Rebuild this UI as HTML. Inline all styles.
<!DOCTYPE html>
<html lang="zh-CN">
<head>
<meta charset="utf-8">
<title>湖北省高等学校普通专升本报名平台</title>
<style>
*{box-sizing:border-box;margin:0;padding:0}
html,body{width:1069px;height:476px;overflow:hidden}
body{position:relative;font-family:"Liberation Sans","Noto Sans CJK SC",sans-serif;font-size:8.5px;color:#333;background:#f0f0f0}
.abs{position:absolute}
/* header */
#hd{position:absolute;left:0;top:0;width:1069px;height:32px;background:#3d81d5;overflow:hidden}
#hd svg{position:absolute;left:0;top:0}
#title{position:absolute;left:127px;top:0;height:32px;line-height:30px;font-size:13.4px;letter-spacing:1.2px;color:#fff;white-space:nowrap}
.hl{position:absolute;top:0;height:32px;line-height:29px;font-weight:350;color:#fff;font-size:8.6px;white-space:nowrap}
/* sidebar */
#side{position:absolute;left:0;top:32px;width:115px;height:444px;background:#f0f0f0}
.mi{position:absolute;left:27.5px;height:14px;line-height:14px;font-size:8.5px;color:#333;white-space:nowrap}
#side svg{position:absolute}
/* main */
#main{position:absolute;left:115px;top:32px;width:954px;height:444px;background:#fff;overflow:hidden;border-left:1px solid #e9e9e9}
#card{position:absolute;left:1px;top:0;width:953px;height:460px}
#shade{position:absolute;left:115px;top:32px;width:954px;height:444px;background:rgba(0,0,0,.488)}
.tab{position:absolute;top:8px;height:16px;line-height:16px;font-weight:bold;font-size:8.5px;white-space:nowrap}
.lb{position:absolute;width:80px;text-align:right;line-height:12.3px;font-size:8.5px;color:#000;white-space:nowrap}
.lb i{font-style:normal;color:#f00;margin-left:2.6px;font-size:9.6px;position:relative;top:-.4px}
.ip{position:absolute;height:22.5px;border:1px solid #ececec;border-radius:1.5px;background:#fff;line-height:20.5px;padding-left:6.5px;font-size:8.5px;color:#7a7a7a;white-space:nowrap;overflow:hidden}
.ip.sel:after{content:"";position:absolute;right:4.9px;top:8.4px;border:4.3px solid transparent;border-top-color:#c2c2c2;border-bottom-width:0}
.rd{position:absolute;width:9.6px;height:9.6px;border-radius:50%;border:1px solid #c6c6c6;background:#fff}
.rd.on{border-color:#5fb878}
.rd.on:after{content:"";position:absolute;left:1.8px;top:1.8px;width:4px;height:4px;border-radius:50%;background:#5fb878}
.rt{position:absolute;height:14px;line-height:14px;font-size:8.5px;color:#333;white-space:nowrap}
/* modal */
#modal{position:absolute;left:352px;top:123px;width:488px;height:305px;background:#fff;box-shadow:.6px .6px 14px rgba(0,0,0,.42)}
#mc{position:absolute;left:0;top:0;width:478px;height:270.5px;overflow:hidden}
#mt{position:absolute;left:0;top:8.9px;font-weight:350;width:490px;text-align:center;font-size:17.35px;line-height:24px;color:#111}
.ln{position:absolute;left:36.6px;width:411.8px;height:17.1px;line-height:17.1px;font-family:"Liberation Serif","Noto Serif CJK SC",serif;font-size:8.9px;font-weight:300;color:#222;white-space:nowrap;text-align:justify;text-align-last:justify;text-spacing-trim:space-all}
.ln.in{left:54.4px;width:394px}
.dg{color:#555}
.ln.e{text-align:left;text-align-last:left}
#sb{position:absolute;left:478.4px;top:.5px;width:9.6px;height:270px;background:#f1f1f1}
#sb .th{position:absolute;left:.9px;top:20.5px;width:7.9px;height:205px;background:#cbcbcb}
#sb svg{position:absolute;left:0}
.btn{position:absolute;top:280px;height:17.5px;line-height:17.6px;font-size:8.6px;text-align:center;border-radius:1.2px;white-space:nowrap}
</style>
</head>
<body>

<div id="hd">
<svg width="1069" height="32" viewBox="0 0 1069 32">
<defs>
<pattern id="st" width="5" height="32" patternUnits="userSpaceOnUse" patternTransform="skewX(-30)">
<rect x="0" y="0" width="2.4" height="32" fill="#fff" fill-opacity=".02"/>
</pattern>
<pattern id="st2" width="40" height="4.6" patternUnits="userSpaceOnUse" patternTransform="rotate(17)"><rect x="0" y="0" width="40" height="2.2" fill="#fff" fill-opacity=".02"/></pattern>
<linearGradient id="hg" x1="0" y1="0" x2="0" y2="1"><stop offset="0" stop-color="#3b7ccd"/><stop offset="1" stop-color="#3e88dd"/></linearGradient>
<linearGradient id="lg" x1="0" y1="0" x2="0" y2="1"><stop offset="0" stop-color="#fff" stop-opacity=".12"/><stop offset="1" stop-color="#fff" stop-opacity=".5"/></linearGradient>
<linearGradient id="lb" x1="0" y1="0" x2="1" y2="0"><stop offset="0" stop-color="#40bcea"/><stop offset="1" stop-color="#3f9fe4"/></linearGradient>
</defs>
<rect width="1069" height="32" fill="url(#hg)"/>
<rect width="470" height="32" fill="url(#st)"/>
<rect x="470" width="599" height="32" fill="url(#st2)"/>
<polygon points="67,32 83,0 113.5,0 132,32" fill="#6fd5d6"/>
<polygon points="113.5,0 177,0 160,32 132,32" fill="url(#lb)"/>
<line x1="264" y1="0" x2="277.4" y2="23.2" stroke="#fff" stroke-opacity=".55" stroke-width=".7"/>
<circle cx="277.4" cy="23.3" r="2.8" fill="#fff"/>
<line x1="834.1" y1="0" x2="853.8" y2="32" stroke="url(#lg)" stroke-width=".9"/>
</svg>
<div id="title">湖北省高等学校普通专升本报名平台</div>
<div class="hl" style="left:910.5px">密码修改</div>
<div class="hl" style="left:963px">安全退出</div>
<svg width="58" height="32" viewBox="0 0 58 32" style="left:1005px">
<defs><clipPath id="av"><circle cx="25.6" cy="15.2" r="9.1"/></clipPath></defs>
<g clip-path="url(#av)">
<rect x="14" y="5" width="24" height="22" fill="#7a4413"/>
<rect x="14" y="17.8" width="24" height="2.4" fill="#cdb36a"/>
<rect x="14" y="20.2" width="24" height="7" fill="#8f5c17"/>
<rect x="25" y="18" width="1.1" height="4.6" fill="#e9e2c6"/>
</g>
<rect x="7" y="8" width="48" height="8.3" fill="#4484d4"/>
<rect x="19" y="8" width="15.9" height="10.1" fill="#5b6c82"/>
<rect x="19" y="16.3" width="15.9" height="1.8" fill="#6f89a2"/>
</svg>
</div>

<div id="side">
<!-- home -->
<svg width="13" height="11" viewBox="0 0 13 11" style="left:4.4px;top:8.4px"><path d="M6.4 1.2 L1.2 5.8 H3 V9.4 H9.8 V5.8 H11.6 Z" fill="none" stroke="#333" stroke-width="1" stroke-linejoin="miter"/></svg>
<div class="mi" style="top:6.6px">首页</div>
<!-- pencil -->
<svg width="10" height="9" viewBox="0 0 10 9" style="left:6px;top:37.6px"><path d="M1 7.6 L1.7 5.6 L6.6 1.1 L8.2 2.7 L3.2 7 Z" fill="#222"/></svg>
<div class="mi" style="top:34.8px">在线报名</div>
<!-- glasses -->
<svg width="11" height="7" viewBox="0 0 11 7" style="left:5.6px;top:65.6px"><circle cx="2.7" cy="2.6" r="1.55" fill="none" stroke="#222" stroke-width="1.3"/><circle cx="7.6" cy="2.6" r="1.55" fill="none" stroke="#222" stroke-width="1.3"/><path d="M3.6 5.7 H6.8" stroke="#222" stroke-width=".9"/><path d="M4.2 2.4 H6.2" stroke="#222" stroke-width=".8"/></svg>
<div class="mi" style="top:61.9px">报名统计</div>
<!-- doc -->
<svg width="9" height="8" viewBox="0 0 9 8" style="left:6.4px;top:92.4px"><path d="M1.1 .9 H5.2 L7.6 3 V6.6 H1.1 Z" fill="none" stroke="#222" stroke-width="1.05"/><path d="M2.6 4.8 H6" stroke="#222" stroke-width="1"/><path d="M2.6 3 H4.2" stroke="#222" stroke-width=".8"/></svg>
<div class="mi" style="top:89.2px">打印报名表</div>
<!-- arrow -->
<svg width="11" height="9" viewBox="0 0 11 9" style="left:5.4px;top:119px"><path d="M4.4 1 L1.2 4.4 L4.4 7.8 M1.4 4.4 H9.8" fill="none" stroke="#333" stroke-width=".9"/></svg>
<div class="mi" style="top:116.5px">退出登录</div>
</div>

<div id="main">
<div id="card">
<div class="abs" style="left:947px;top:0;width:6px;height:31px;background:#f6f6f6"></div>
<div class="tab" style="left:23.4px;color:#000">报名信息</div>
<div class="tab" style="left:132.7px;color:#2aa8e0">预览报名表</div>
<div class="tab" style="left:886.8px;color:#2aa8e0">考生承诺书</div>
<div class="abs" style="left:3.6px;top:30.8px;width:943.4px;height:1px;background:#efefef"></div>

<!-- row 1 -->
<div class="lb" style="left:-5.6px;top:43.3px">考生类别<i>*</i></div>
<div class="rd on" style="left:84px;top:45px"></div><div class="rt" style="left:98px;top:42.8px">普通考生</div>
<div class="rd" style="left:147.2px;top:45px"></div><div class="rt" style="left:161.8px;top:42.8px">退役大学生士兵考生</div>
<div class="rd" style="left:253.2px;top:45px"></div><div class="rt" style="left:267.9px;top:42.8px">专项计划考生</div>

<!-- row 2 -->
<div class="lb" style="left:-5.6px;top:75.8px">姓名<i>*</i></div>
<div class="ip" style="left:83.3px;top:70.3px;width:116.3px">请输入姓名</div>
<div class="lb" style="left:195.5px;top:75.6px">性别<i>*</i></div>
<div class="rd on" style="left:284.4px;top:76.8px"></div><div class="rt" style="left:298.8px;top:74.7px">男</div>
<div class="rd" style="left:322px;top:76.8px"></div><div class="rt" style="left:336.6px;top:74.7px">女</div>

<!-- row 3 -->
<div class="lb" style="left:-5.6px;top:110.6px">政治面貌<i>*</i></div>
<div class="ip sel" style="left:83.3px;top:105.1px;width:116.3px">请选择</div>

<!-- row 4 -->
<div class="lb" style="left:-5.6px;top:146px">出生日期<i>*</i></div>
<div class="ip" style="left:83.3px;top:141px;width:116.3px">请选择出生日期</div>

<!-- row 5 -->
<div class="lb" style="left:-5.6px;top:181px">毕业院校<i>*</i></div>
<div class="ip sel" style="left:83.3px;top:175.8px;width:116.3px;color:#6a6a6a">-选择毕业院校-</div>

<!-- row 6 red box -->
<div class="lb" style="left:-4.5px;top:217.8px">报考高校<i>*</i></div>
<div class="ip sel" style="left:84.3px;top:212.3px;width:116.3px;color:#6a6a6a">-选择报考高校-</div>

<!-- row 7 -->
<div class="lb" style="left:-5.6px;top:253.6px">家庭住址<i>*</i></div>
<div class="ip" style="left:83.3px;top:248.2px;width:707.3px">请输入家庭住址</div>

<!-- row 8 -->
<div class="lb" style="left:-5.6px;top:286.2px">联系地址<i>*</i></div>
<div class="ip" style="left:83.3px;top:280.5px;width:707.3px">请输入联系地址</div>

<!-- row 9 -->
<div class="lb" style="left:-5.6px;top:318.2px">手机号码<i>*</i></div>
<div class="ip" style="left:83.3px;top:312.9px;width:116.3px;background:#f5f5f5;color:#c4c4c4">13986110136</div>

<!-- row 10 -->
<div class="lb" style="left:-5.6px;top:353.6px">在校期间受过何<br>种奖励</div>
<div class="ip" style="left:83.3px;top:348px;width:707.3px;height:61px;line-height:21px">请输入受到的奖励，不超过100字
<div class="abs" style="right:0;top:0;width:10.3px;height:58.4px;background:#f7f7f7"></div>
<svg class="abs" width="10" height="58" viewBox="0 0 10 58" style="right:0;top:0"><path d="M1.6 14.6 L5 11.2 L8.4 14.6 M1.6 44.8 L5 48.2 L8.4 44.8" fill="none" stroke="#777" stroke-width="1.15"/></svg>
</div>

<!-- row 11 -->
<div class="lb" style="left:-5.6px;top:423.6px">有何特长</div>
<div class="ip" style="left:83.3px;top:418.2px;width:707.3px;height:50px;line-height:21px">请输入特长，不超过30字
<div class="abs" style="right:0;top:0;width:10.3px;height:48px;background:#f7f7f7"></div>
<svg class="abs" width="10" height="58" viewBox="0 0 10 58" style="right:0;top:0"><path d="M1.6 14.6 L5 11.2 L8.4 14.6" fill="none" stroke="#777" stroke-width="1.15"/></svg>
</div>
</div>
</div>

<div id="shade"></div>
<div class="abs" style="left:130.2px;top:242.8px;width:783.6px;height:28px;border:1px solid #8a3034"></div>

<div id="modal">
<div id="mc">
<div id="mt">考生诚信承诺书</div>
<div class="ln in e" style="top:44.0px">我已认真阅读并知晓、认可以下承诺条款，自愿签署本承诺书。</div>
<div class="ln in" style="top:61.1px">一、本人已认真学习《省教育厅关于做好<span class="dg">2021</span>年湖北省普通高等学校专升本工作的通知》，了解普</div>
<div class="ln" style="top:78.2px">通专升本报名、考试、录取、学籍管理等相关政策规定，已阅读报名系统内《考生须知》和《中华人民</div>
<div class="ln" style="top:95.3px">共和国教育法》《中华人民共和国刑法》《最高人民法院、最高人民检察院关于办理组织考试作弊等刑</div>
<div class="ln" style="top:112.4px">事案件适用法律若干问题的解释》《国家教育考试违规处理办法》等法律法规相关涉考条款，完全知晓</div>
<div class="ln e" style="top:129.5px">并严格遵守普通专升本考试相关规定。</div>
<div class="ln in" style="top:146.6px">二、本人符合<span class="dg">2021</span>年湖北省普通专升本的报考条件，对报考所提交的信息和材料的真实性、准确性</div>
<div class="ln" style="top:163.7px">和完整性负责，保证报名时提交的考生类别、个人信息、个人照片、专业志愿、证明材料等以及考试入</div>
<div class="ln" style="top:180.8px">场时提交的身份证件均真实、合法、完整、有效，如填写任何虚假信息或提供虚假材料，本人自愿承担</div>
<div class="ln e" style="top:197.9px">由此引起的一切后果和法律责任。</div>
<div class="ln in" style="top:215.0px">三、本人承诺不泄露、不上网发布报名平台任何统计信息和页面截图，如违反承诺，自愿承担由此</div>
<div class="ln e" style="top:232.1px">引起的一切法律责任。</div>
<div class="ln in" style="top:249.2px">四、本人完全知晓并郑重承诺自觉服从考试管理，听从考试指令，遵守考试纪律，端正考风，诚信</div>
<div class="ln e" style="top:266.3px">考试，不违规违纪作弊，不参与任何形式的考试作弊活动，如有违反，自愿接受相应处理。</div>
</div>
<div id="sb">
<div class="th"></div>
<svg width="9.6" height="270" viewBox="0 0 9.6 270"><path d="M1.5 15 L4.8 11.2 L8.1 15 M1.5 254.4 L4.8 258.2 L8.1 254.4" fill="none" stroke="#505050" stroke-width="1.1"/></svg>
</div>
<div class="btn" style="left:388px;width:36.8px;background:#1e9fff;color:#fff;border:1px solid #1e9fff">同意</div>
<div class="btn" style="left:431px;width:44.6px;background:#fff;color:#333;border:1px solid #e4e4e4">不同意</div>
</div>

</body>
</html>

* * *

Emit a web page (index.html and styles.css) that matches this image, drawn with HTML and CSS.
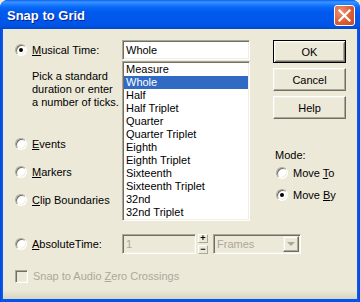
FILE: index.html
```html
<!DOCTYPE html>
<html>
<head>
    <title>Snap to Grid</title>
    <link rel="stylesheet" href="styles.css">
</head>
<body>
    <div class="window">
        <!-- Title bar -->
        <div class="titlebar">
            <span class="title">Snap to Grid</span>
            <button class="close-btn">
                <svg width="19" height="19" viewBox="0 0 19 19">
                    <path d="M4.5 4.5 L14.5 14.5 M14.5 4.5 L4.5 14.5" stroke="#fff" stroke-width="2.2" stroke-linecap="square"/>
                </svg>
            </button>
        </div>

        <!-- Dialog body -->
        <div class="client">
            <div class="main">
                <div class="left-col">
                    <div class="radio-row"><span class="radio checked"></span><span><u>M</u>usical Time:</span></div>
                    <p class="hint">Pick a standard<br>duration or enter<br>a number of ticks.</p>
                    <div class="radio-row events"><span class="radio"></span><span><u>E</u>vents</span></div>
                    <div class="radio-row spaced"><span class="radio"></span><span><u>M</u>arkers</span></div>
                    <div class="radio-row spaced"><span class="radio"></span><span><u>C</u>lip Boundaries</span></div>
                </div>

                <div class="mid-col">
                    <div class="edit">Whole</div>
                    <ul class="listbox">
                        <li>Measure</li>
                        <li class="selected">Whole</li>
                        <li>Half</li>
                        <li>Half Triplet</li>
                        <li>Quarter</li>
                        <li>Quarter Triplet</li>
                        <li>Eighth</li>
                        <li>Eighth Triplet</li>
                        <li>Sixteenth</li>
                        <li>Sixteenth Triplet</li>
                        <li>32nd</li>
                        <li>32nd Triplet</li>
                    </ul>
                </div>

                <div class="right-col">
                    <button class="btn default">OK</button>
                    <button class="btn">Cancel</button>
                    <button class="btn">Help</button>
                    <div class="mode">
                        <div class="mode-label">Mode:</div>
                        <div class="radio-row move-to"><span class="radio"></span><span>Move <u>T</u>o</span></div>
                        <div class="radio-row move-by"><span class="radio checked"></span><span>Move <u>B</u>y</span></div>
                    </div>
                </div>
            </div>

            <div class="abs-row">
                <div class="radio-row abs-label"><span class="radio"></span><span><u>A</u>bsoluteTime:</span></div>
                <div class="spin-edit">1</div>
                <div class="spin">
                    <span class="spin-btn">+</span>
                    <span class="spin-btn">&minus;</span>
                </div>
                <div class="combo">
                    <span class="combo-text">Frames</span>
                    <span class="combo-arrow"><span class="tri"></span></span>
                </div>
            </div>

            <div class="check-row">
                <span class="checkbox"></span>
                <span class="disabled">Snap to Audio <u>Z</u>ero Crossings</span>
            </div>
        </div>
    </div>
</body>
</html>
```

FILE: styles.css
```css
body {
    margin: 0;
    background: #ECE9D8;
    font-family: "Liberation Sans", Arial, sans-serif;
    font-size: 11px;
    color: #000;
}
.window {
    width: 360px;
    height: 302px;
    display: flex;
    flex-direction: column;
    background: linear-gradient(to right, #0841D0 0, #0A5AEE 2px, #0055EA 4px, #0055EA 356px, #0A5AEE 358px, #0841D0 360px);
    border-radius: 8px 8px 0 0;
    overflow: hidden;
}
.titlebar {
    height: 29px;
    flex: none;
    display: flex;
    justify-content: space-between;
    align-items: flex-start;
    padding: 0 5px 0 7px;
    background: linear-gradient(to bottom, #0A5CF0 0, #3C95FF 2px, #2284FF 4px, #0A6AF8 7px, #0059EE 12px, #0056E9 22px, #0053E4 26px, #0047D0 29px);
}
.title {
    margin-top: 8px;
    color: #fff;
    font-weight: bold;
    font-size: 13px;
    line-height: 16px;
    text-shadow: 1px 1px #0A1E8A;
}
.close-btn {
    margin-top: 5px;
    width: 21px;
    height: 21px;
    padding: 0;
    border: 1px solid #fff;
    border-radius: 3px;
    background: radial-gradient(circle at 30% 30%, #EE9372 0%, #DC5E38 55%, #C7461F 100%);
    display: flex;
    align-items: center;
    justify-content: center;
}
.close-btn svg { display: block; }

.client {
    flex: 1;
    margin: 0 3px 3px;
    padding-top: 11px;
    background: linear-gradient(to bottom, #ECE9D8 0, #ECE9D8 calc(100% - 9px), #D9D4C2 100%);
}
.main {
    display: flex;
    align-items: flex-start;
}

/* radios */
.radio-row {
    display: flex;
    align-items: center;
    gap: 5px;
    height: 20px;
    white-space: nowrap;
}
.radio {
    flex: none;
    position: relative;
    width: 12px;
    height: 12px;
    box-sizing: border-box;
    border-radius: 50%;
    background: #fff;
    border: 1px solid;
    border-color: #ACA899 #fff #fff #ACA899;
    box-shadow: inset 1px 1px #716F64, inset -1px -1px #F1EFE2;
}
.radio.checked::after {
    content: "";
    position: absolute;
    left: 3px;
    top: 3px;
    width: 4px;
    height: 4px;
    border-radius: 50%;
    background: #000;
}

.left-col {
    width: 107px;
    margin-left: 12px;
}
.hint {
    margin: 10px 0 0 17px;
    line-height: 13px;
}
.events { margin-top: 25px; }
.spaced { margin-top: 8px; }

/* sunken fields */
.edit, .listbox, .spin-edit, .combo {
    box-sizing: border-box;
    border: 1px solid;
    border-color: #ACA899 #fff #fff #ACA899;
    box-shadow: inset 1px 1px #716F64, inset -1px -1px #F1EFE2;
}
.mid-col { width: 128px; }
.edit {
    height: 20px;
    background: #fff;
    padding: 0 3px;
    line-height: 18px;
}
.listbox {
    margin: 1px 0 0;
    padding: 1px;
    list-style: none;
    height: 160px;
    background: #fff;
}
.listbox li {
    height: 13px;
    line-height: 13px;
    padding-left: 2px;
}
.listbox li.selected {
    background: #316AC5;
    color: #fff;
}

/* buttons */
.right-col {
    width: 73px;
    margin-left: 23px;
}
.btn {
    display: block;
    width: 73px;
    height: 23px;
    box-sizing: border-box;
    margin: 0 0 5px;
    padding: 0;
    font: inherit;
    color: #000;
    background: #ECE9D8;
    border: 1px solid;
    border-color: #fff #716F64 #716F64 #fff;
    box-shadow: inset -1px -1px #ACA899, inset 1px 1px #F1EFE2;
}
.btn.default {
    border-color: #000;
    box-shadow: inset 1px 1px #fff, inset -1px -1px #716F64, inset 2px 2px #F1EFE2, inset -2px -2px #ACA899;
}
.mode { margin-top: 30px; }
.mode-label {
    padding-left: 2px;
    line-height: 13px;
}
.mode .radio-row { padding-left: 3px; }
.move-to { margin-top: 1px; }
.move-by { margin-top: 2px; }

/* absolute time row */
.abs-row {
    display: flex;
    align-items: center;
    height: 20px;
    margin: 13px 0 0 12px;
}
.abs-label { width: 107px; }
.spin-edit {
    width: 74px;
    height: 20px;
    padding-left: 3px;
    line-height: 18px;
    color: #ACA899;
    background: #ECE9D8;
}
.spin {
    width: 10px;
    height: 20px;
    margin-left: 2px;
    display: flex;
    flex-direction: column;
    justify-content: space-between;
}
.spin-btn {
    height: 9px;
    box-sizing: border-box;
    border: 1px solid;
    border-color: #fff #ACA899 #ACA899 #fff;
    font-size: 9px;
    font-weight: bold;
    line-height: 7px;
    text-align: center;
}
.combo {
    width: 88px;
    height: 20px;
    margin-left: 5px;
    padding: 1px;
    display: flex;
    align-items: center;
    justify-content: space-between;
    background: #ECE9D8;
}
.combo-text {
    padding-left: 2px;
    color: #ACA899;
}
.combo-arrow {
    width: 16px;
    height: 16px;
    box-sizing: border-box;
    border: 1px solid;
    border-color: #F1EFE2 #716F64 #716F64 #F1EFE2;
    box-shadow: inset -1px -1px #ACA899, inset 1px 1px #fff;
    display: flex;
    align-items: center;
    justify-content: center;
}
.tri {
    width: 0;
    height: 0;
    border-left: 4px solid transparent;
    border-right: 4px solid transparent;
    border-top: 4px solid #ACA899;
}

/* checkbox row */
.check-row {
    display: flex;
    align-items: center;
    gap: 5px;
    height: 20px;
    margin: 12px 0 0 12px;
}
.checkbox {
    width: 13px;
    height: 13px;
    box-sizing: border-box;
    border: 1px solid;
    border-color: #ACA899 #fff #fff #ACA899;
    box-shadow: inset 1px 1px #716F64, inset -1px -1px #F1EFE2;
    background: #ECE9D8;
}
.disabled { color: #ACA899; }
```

## SHORT TASK:
Give every line of the material that includes the string "styles".

## COMPLETE OUTPUT:
Rebuild this UI as HTML. Inline all styles.
Emit a web page (index.html and styles.css) that matches this image, drawn with HTML and CSS.
    <link rel="stylesheet" href="styles.css">
FILE: styles.css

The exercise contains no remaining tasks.